### [Your goal]
Copy each line below exactly and leave the pictures out.

## Begin Data block

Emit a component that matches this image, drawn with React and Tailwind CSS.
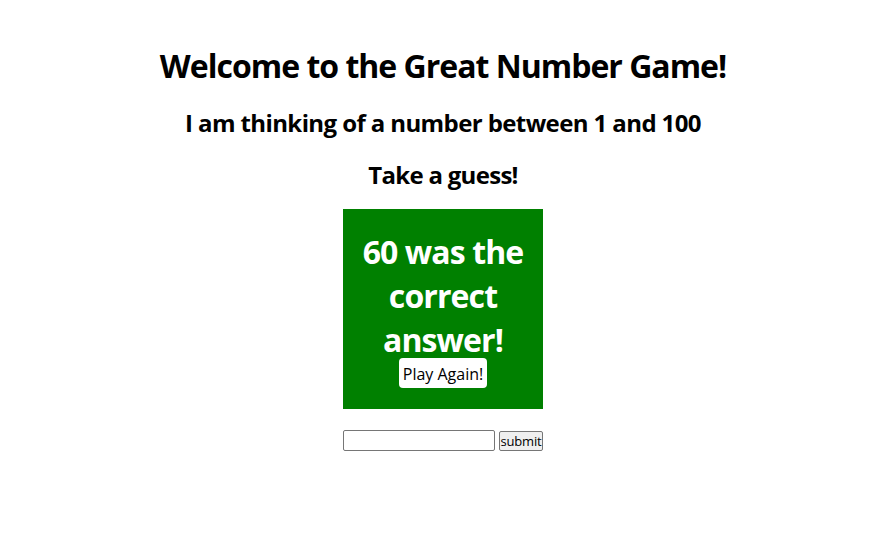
export default function App() {
  return (
    <div className="min-h-screen bg-white text-black font-['Open_Sans','Noto_Sans',sans-serif]">
      <div className="flex flex-col items-center pl-[9px] text-center">
        <h1 className="mt-[44px] text-[32px] font-bold leading-[44px] tracking-[-1px]">
          Welcome to the Great Number Game!
        </h1>
        <h2 className="mt-[19px] text-[24px] font-bold leading-[32px] tracking-[-0.6px]">
          I am thinking of a number between 1 and 100
        </h2>
        <h2 className="mt-[20px] text-[24px] font-bold leading-[32px] tracking-[-0.7px]">
          Take a guess!
        </h2>

        <div className="mt-[18px] flex h-[200px] w-[200px] flex-col items-center bg-[#008000] pt-[21px] text-white">
          <div className="text-[32px] font-bold leading-[44px] tracking-[-0.9px]">
            60 was the
            <br />
            correct
            <br />
            answer!
          </div>
          <button className="mt-[-4px] h-[30px] w-[88px] rounded-[4px] bg-white pt-[1px] text-[16px] text-black">
            Play Again!
          </button>
        </div>

        <form className="mt-[21px] flex items-start gap-[4px]" onSubmit={(e) => e.preventDefault()}>
          <input
            type="text"
            className="h-[21px] w-[152px] rounded-[2px] border border-[#767676] px-1 text-[13px]"
          />
          <button className="mt-[1px] h-[20px] w-[44px] rounded-[2px] border border-[#767676] bg-[#efefef] px-0 text-[13px] leading-none tracking-[-0.2px] text-black">
            submit
          </button>
        </form>
      </div>
    </div>
  );
}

## End Data block

### [Problem solution]
Emit a component that matches this image, drawn with React and Tailwind CSS.
export default function App() {
  return (
    <div className="min-h-screen bg-white text-black font-['Open_Sans','Noto_Sans',sans-serif]">
      <div className="flex flex-col items-center pl-[9px] text-center">
        <h1 className="mt-[44px] text-[32px] font-bold leading-[44px] tracking-[-1px]">
          Welcome to the Great Number Game!
        </h1>
        <h2 className="mt-[19px] text-[24px] font-bold leading-[32px] tracking-[-0.6px]">
          I am thinking of a number between 1 and 100
        </h2>
        <h2 className="mt-[20px] text-[24px] font-bold leading-[32px] tracking-[-0.7px]">
          Take a guess!
        </h2>

        <div className="mt-[18px] flex h-[200px] w-[200px] flex-col items-center bg-[#008000] pt-[21px] text-white">
          <div className="text-[32px] font-bold leading-[44px] tracking-[-0.9px]">
            60 was the
            <br />
            correct
            <br />
            answer!
          </div>
          <button className="mt-[-4px] h-[30px] w-[88px] rounded-[4px] bg-white pt-[1px] text-[16px] text-black">
            Play Again!
          </button>
        </div>

        <form className="mt-[21px] flex items-start gap-[4px]" onSubmit={(e) => e.preventDefault()}>
          <input
            type="text"
            className="h-[21px] w-[152px] rounded-[2px] border border-[#767676] px-1 text-[13px]"
          />
          <button className="mt-[1px] h-[20px] w-[44px] rounded-[2px] border border-[#767676] bg-[#efefef] px-0 text-[13px] leading-none tracking-[-0.2px] text-black">
            submit
          </button>
        </form>
      </div>
    </div>
  );
}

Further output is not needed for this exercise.